**TASK**
Take the lines from the top down to and including the one with "6L9.4 7l4.6 5-4.6" and repeat them exactly. Omit images.

--------------------

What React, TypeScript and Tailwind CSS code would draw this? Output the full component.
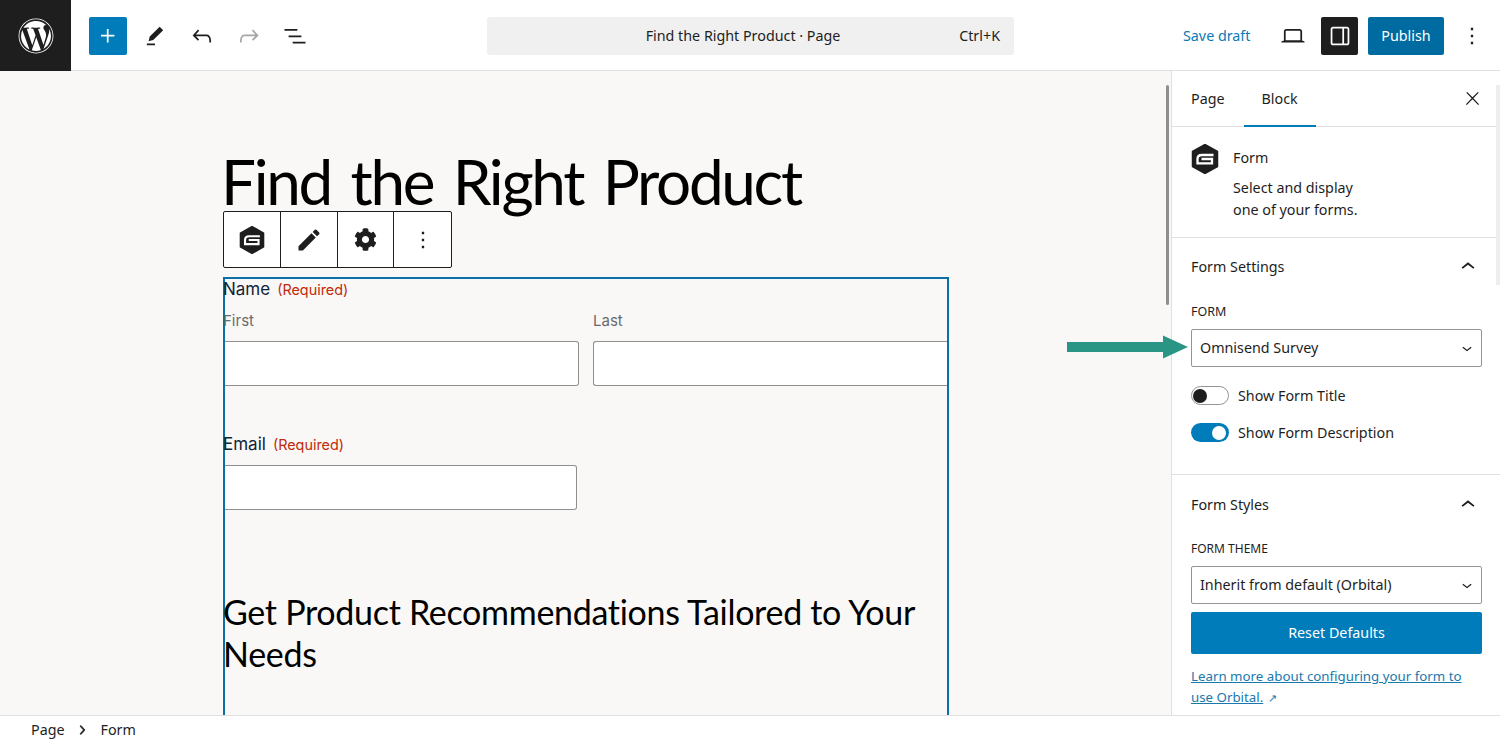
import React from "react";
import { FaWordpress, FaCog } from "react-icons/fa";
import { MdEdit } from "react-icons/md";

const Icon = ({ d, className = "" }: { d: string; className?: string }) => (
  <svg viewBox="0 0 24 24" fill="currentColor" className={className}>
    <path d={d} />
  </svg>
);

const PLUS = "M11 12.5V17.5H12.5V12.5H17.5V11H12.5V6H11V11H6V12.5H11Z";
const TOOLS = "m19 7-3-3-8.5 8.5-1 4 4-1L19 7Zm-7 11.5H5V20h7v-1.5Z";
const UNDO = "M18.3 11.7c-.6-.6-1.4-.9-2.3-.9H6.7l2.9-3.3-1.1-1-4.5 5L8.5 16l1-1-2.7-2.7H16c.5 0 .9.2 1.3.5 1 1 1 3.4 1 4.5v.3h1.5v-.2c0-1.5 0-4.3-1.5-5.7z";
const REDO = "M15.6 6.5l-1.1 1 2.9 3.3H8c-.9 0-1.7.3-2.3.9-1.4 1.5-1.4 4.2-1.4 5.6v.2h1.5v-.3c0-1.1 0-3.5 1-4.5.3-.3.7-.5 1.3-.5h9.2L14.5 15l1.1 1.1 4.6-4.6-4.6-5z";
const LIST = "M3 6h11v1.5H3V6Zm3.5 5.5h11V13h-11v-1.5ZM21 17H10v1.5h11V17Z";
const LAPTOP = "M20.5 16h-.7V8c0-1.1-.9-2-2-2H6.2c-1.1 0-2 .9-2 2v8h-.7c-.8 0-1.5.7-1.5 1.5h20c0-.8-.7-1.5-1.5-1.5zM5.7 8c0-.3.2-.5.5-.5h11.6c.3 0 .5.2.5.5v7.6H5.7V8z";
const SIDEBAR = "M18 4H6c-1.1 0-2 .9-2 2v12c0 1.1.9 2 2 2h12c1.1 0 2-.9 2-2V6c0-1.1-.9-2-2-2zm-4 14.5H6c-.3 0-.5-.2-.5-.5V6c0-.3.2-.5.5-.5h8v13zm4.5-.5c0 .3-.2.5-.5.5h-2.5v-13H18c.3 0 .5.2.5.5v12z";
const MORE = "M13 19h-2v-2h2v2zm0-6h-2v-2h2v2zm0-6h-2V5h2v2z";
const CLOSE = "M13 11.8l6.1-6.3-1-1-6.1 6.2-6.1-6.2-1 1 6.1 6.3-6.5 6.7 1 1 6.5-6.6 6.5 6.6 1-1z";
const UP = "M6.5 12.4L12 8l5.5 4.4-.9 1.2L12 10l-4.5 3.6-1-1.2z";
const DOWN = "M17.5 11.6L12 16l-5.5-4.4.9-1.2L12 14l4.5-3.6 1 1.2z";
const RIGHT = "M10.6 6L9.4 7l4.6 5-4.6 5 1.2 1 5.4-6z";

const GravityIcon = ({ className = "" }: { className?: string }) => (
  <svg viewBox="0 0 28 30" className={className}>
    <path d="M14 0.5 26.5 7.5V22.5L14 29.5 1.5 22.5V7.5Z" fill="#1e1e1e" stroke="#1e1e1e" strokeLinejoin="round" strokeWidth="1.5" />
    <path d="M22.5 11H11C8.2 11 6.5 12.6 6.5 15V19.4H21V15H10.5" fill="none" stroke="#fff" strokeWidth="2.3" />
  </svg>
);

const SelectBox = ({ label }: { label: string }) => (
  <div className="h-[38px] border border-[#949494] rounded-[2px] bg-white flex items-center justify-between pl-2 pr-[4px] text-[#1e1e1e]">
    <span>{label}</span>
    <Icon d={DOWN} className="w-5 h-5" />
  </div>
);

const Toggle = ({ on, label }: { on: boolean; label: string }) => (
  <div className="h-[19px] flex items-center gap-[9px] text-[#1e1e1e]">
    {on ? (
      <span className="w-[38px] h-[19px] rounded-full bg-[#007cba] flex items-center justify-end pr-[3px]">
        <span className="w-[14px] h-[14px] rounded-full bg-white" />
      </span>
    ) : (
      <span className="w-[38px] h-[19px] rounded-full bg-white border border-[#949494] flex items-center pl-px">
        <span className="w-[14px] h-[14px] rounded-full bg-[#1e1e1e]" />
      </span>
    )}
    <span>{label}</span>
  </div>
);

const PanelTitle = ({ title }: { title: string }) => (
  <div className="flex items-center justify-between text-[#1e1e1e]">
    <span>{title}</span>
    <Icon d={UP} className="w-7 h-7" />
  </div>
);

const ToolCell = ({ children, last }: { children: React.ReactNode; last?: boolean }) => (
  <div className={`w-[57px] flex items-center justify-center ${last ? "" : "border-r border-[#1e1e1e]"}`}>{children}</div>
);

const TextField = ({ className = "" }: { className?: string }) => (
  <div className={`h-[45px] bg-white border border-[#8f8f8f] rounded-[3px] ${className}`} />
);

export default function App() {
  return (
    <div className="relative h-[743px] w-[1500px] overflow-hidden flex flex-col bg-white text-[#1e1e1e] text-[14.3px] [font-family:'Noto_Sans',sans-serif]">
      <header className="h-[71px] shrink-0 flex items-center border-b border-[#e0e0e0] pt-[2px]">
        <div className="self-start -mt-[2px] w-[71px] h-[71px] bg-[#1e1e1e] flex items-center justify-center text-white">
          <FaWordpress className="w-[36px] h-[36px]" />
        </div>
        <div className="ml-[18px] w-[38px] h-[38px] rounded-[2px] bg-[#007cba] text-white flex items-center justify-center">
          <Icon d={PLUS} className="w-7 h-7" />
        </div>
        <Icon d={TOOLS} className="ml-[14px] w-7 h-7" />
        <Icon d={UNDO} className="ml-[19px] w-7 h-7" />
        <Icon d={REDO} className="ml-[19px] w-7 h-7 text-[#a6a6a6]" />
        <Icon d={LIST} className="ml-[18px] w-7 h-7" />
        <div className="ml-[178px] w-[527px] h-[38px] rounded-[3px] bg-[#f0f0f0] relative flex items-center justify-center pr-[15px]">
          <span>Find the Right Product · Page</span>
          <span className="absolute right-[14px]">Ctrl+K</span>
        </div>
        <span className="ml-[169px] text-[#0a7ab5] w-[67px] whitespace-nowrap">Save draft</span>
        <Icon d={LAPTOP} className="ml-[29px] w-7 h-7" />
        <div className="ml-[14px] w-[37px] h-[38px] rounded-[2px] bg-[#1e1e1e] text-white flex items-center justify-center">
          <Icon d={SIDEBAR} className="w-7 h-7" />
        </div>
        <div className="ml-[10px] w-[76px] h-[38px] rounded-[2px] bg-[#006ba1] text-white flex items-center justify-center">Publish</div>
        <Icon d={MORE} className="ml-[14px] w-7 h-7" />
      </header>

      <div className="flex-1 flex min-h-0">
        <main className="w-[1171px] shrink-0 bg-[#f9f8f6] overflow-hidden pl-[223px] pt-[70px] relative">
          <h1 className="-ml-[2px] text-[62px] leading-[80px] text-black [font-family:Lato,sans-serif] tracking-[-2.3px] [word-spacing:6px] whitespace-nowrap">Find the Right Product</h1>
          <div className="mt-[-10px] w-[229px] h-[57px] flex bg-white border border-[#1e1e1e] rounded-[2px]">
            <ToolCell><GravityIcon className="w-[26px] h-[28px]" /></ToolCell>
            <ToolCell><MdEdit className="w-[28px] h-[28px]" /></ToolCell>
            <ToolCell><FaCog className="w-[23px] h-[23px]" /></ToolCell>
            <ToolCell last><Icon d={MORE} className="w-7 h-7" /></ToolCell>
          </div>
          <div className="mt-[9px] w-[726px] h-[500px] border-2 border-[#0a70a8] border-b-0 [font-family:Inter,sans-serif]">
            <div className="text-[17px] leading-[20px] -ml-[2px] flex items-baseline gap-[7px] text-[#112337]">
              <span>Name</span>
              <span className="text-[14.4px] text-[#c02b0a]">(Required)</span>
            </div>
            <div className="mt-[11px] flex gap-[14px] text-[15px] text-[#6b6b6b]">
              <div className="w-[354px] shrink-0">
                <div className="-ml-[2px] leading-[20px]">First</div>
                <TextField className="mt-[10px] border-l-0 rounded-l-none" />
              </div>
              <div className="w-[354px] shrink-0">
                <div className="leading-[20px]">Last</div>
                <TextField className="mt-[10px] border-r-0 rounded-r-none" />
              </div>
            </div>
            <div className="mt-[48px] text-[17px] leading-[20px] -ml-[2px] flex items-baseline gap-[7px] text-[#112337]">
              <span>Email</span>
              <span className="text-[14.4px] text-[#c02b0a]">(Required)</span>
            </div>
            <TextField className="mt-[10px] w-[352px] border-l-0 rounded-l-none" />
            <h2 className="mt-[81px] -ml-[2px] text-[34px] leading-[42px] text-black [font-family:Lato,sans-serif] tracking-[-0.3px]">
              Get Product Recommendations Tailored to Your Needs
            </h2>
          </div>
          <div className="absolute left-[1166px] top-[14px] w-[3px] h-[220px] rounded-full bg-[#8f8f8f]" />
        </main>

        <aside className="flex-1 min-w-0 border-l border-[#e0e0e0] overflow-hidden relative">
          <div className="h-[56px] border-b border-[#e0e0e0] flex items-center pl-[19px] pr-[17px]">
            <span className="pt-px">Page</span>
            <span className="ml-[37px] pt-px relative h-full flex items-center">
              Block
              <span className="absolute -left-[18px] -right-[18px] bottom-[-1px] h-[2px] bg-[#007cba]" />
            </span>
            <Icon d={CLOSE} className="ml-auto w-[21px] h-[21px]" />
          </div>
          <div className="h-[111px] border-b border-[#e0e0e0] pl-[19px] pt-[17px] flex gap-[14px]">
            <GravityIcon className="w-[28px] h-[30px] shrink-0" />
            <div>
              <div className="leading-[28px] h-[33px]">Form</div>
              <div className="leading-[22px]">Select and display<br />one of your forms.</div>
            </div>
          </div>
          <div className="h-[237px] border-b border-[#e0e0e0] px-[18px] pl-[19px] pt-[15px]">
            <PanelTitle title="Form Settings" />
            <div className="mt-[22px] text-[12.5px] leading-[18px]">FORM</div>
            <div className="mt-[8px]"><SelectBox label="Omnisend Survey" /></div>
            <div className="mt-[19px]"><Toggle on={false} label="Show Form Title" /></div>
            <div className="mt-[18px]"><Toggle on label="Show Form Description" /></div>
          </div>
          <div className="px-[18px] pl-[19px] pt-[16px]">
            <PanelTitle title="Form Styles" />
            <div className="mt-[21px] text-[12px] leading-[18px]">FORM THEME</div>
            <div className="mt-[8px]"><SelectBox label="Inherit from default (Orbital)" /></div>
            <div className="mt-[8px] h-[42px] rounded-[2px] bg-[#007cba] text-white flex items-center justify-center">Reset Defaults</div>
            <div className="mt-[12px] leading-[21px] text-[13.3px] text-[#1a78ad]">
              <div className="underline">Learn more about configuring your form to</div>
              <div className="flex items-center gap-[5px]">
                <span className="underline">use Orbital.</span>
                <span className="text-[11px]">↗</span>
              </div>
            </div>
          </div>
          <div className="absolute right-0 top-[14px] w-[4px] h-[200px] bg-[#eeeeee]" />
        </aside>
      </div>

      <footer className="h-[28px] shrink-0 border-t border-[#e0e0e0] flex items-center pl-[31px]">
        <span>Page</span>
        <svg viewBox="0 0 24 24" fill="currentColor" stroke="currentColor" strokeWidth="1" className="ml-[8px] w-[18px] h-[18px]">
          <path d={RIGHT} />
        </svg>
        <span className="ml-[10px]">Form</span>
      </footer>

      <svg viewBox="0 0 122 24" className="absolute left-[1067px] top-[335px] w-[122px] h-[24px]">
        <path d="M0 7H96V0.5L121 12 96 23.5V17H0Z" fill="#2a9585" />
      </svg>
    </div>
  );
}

--------------------

**IN RESPONSE**
What React, TypeScript and Tailwind CSS code would draw this? Output the full component.
import React from "react";
import { FaWordpress, FaCog } from "react-icons/fa";
import { MdEdit } from "react-icons/md";

const Icon = ({ d, className = "" }: { d: string; className?: string }) => (
  <svg viewBox="0 0 24 24" fill="currentColor" className={className}>
    <path d={d} />
  </svg>
);

const PLUS = "M11 12.5V17.5H12.5V12.5H17.5V11H12.5V6H11V11H6V12.5H11Z";
const TOOLS = "m19 7-3-3-8.5 8.5-1 4 4-1L19 7Zm-7 11.5H5V20h7v-1.5Z";
const UNDO = "M18.3 11.7c-.6-.6-1.4-.9-2.3-.9H6.7l2.9-3.3-1.1-1-4.5 5L8.5 16l1-1-2.7-2.7H16c.5 0 .9.2 1.3.5 1 1 1 3.4 1 4.5v.3h1.5v-.2c0-1.5 0-4.3-1.5-5.7z";
const REDO = "M15.6 6.5l-1.1 1 2.9 3.3H8c-.9 0-1.7.3-2.3.9-1.4 1.5-1.4 4.2-1.4 5.6v.2h1.5v-.3c0-1.1 0-3.5 1-4.5.3-.3.7-.5 1.3-.5h9.2L14.5 15l1.1 1.1 4.6-4.6-4.6-5z";
const LIST = "M3 6h11v1.5H3V6Zm3.5 5.5h11V13h-11v-1.5ZM21 17H10v1.5h11V17Z";
const LAPTOP = "M20.5 16h-.7V8c0-1.1-.9-2-2-2H6.2c-1.1 0-2 .9-2 2v8h-.7c-.8 0-1.5.7-1.5 1.5h20c0-.8-.7-1.5-1.5-1.5zM5.7 8c0-.3.2-.5.5-.5h11.6c.3 0 .5.2.5.5v7.6H5.7V8z";
const SIDEBAR = "M18 4H6c-1.1 0-2 .9-2 2v12c0 1.1.9 2 2 2h12c1.1 0 2-.9 2-2V6c0-1.1-.9-2-2-2zm-4 14.5H6c-.3 0-.5-.2-.5-.5V6c0-.3.2-.5.5-.5h8v13zm4.5-.5c0 .3-.2.5-.5.5h-2.5v-13H18c.3 0 .5.2.5.5v12z";
const MORE = "M13 19h-2v-2h2v2zm0-6h-2v-2h2v2zm0-6h-2V5h2v2z";
const CLOSE = "M13 11.8l6.1-6.3-1-1-6.1 6.2-6.1-6.2-1 1 6.1 6.3-6.5 6.7 1 1 6.5-6.6 6.5 6.6 1-1z";
const UP = "M6.5 12.4L12 8l5.5 4.4-.9 1.2L12 10l-4.5 3.6-1-1.2z";
const DOWN = "M17.5 11.6L12 16l-5.5-4.4.9-1.2L12 14l4.5-3.6 1 1.2z";
const RIGHT = "M10.6 6L9.4 7l4.6 5-4.6 5 1.2 1 5.4-6z";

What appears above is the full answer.